Direction —
Where a line below holds the string "this", copy that line.

Stored items

►

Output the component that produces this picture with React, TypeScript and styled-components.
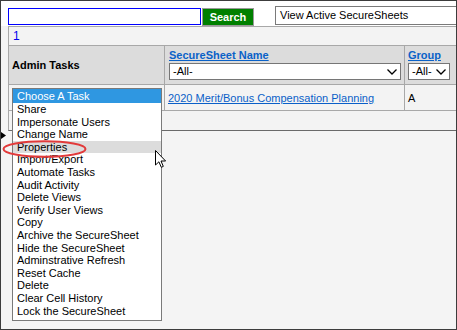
import React from "react";
import styled, { createGlobalStyle } from "styled-components";

const Global = createGlobalStyle`
  html, body { margin: 0; padding: 0; background: #fff; }
  * { box-sizing: border-box; }
`;

const Frame = styled.div`
  position: relative;
  width: 457px;
  height: 330px;
  border: 1px solid #3c3c3c;
  background: #f4f4f4;
  overflow: hidden;
  font-family: "Liberation Sans", Arial, sans-serif;
  font-size: 11px;
  color: #000;
`;

const TopBar = styled.div`
  display: flex;
  align-items: flex-start;
  height: 25px;
  padding: 5px 0 0 7px;
  background: #fff;
  & > * { flex: none; }
`;

const SearchInput = styled.div`
  width: 193px;
  height: 17px;
  margin-top: 2px;
  border: 1px solid #0000ff;
  background: #fff;
`;

const SearchButton = styled.div`
  width: 52px;
  height: 18px;
  margin: 2px 0 0 1px;
  border: 1px solid #9a9a9a;
  background: #008000;
  color: #fff;
  font-weight: bold;
  font-size: 11px;
  line-height: 16px;
  text-align: center;
`;

const ViewSelect = styled.div`
  width: 200px;
  height: 19px;
  margin-left: 21px;
  border: 1px solid #7a7a7a;
  background: #fff;
  padding-left: 4px;
  line-height: 17px;
  white-space: nowrap;
`;

const Panel = styled.div`
  width: 460px;
  margin-left: 7px;
  border-top: 1px solid #a8a8a8;
  border-left: 1px solid #a8a8a8;
  border-bottom: 1px solid #6a6a6a;
  background: #f3f3f3;
`;

const Pager = styled.div`
  height: 19px;
  padding-left: 4px;
  line-height: 18px;
  color: #0000ee;
  font-size: 12px;
  border-bottom: 1px solid #a8a8a8;
`;

const Row = styled.div<{ $h: number; $bg?: string; $line?: boolean }>`
  display: grid;
  grid-template-columns: 156px 240px 1fr;
  height: ${(p) => p.$h}px;
  background: ${(p) => p.$bg || "transparent"};
  border-bottom: ${(p) => (p.$line ? "1px solid #a8a8a8" : "none")};
`;

const Cell = styled.div<{ $pl: number; $center?: boolean; $noBorder?: boolean }>`
  position: relative;
  padding-left: ${(p) => p.$pl}px;
  border-right: ${(p) => (p.$noBorder ? "none" : "1px solid #a8a8a8")};
  display: flex;
  flex-direction: column;
  justify-content: ${(p) => (p.$center ? "center" : "flex-start")};
`;

const HeadText = styled.span`
  font-weight: bold;
`;

const HeadLink = styled.a`
  font-weight: bold;
  color: #0a62c8;
  text-decoration: underline;
  margin-top: 3px;
  line-height: 13px;
`;

const FilterSelect = styled.div<{ $w: number }>`
  display: flex;
  align-items: center;
  justify-content: space-between;
  width: ${(p) => p.$w}px;
  height: 17px;
  margin-top: 1px;
  padding: 0 3px 0 3px;
  border: 1px solid #767676;
  background: #fff;
  line-height: 15px;
`;

const DataLink = styled.a`
  color: #0a5fc8;
  text-decoration: underline;
`;

const ListBox = styled.div`
  position: absolute;
  left: 3px;
  top: 3px;
  width: 150px;
  border: 1px solid #7a7a7a;
  background: #fff;
  padding-bottom: 3px;
  z-index: 2;
`;

const Option = styled.div<{ $state?: "sel" | "hover" }>`
  height: ${(p) => (p.$state === "sel" ? 14 : 12.6)}px;
  line-height: ${(p) => (p.$state === "sel" ? 14 : 12.6)}px;
  padding-left: 4px;
  white-space: nowrap;
  font-size: 11px;
  background: ${(p) =>
    p.$state === "sel" ? "#2f97e1" : p.$state === "hover" ? "#dcdcdc" : "transparent"};
  color: ${(p) => (p.$state === "sel" ? "#fff" : "#000")};
`;

const Overlay = styled.svg<{ $x: number; $y: number }>`
  position: absolute;
  left: ${(p) => p.$x}px;
  top: ${(p) => p.$y}px;
  z-index: 3;
  overflow: visible;
`;

const Chevron = () => (
  <svg width="10" height="6" viewBox="0 0 10 6">
    <polyline points="0.5,0.5 5,5 9.5,0.5" fill="none" stroke="#000" strokeWidth="1.3" />
  </svg>
);

const tasks = [
  "Share",
  "Impersonate Users",
  "Change Name",
  "Properties",
  "Import/Export",
  "Automate Tasks",
  "Audit Activity",
  "Delete Views",
  "Verify User Views",
  "Copy",
  "Archive the SecureSheet",
  "Hide the SecureSheet",
  "Adminstrative Refresh",
  "Reset Cache",
  "Delete",
  "Clear Cell History",
  "Lock the SecureSheet",
];

export default function App() {
  return (
    <>
      <Global />
      <Frame>
        <TopBar>
          <SearchInput />
          <SearchButton>Search</SearchButton>
          <ViewSelect>View Active SecureSheets</ViewSelect>
        </TopBar>
        <Panel>
          <Pager>1</Pager>
          <Row $h={39} $bg="#dcdcdc" $line>
            <Cell $pl={3} $center>
              <HeadText>Admin Tasks</HeadText>
            </Cell>
            <Cell $pl={4}>
              <HeadLink>SecureSheet Name</HeadLink>
              <FilterSelect $w={232}>
                <span>-All-</span>
                <Chevron />
              </FilterSelect>
            </Cell>
            <Cell $pl={3} $noBorder>
              <HeadLink>Group</HeadLink>
              <FilterSelect $w={42}>
                <span>-All-</span>
                <Chevron />
              </FilterSelect>
            </Cell>
          </Row>
          <Row $h={26} $line>
            <Cell $pl={3}>
              <ListBox>
                <Option $state="sel">Choose A Task</Option>
                {tasks.map((t) => (
                  <Option key={t} $state={t === "Properties" ? "hover" : undefined}>
                    {t}
                  </Option>
                ))}
              </ListBox>
            </Cell>
            <Cell $pl={3} $center>
              <div>
                <DataLink>2020 Merit/Bonus Compensation Planning</DataLink>
              </div>
            </Cell>
            <Cell $pl={3} $center $noBorder>
              A
            </Cell>
          </Row>
          <Row $h={19} />
        </Panel>
        <Overlay $x={0} $y={130} width="6" height="10" viewBox="0 0 6 10">
          <polygon points="0,1 5,4.5 0,8" fill="#000" />
        </Overlay>
        <Overlay $x={1} $y={139} width="86" height="19" viewBox="0 0 86 19">
          <ellipse cx="42.5" cy="9" rx="41" ry="7.8" fill="none" stroke="#e23a3a" strokeWidth="2" />
        </Overlay>
        <Overlay $x={153} $y={148} width="13" height="20" viewBox="0 0 13 20">
          <path
            d="M1.5 1.5 L1.5 16 L4.9 12.8 L7.3 18.3 L9.3 17.4 L7 12 L11.6 12 Z"
            fill="#fff"
            stroke="#000"
            strokeWidth="1"
            strokeLinejoin="miter"
          />
        </Overlay>
      </Frame>
    </>
  );
}
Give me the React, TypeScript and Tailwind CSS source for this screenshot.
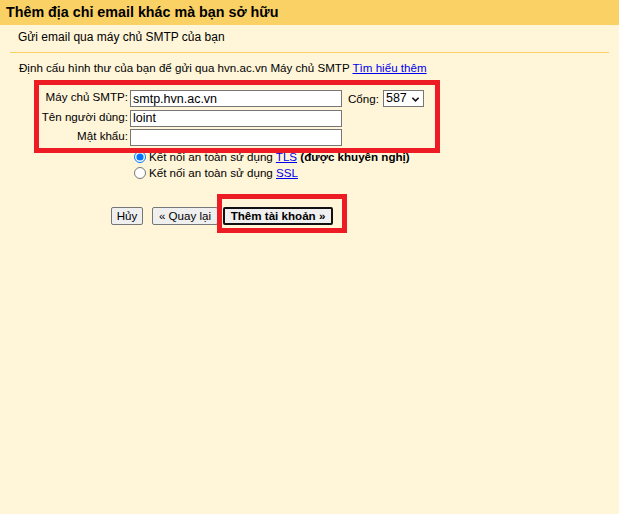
import React from 'react'

const FONT = "font-['Liberation_Sans',Arial,sans-serif]"

function FieldRow({ label, value, children }: { label: string; value: string; children?: React.ReactNode }) {
  return (
    <div className="flex h-[19.5px] items-start">
      <label className="w-[98px] whitespace-nowrap pr-[2px] text-right leading-[14px]">{label}</label>
      <input
        readOnly
        value={value}
        className="h-[17px] w-[212px] border border-[#767676] bg-white px-[2px] text-[12.5px] leading-[15px] outline-none"
      />
      {children}
    </div>
  )
}

export default function App() {
  return (
    <div className={`relative h-[514px] w-[619px] overflow-hidden bg-[#fff5d9] text-[11.6px] text-black ${FONT}`}>
      <div className="h-[25px] bg-[#fad165] pl-[6px] text-[14.3px] font-bold leading-[25px]">
        Thêm địa chỉ email khác mà bạn sở hữu
      </div>

      <div className="mx-[10px] h-[28px] border-b border-[#fad165] pl-[8px] pt-[5px] text-[12px] leading-[15px]">
        Gửi email qua máy chủ SMTP của bạn
      </div>

      <p className="mt-[7px] whitespace-nowrap pl-[19px] leading-[15px]">
        Định cấu hình thư của bạn để gửi qua hvn.ac.vn Máy chủ SMTP{' '}
        <a href="#" className="text-[#0000ee] underline">Tìm hiểu thêm</a>
      </p>

      <div className="mt-[15px] pl-[32px]">
        <FieldRow label="Máy chủ SMTP:" value="smtp.hvn.ac.vn">
          <span className="ml-[6px] leading-[18px]">Cổng:</span>
          <div className="relative ml-[4px] flex h-[17px] w-[41px] items-center border border-[#767676] bg-white pl-[2px]">
            <span className="text-[12.5px] leading-[15px]">587</span>
            <svg viewBox="0 0 10 10" className="absolute right-[3px] top-[4px] h-[9px] w-[9px]">
              <path d="M1.5 3 L5 6.5 L8.5 3" fill="none" stroke="#111" strokeWidth="1.8" />
            </svg>
          </div>
        </FieldRow>
        <FieldRow label="Tên người dùng:" value="loint" />
        <FieldRow label="Mật khẩu:" value="" />
      </div>

      <div className="pl-[134px]">
        <label className="flex h-[16px] items-center whitespace-nowrap">
          <input type="radio" name="sec" defaultChecked className="m-0 h-[12px] w-[12px]" />
          <span className="ml-[3px] leading-[15px]">
            Kết nối an toàn sử dụng <a href="#" className="text-[#0000ee] underline">TLS</a>{' '}
            <b>(được khuyên nghị)</b>
          </span>
        </label>
        <label className="flex h-[16px] items-center whitespace-nowrap">
          <input type="radio" name="sec" className="m-0 h-[12px] w-[12px]" />
          <span className="ml-[3px] leading-[15px]">
            Kết nối an toàn sử dụng <a href="#" className="text-[#0000ee] underline">SSL</a>
          </span>
        </label>
      </div>

      <div className="mt-[26px] flex items-center whitespace-nowrap pl-[111px]">
        <button className="h-[18px] w-[32px] rounded-[2px] border border-[#767676] bg-[#efefef] leading-[15px]">Hủy</button>
        <button className="ml-[9px] h-[18px] w-[66px] rounded-[2px] border border-[#767676] bg-[#efefef] leading-[15px]">
          « Quay lại
        </button>
        <button className="ml-[5px] h-[18px] w-[110px] rounded-[2px] border-2 border-[#111] bg-[#efefef] font-bold leading-[14px]">
          Thêm tài khoản »
        </button>
      </div>

      <div className="pointer-events-none absolute left-[34px] top-[80px] h-[73px] w-[406px] border-[5px] border-[#ed1c24]" />
      <div className="pointer-events-none absolute left-[217px] top-[194px] h-[39px] w-[130px] border-[5px] border-[#ed1c24]" />
    </div>
  )
}
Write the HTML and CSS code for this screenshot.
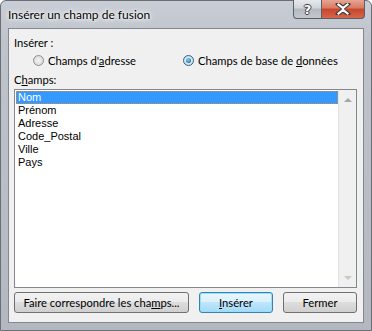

◄

Solution to the problem —
Output the component that produces this picture with React, TypeScript and styled-components.
Give me the React, TypeScript and Tailwind CSS source for this screenshot.
Write the HTML and CSS code for this screenshot.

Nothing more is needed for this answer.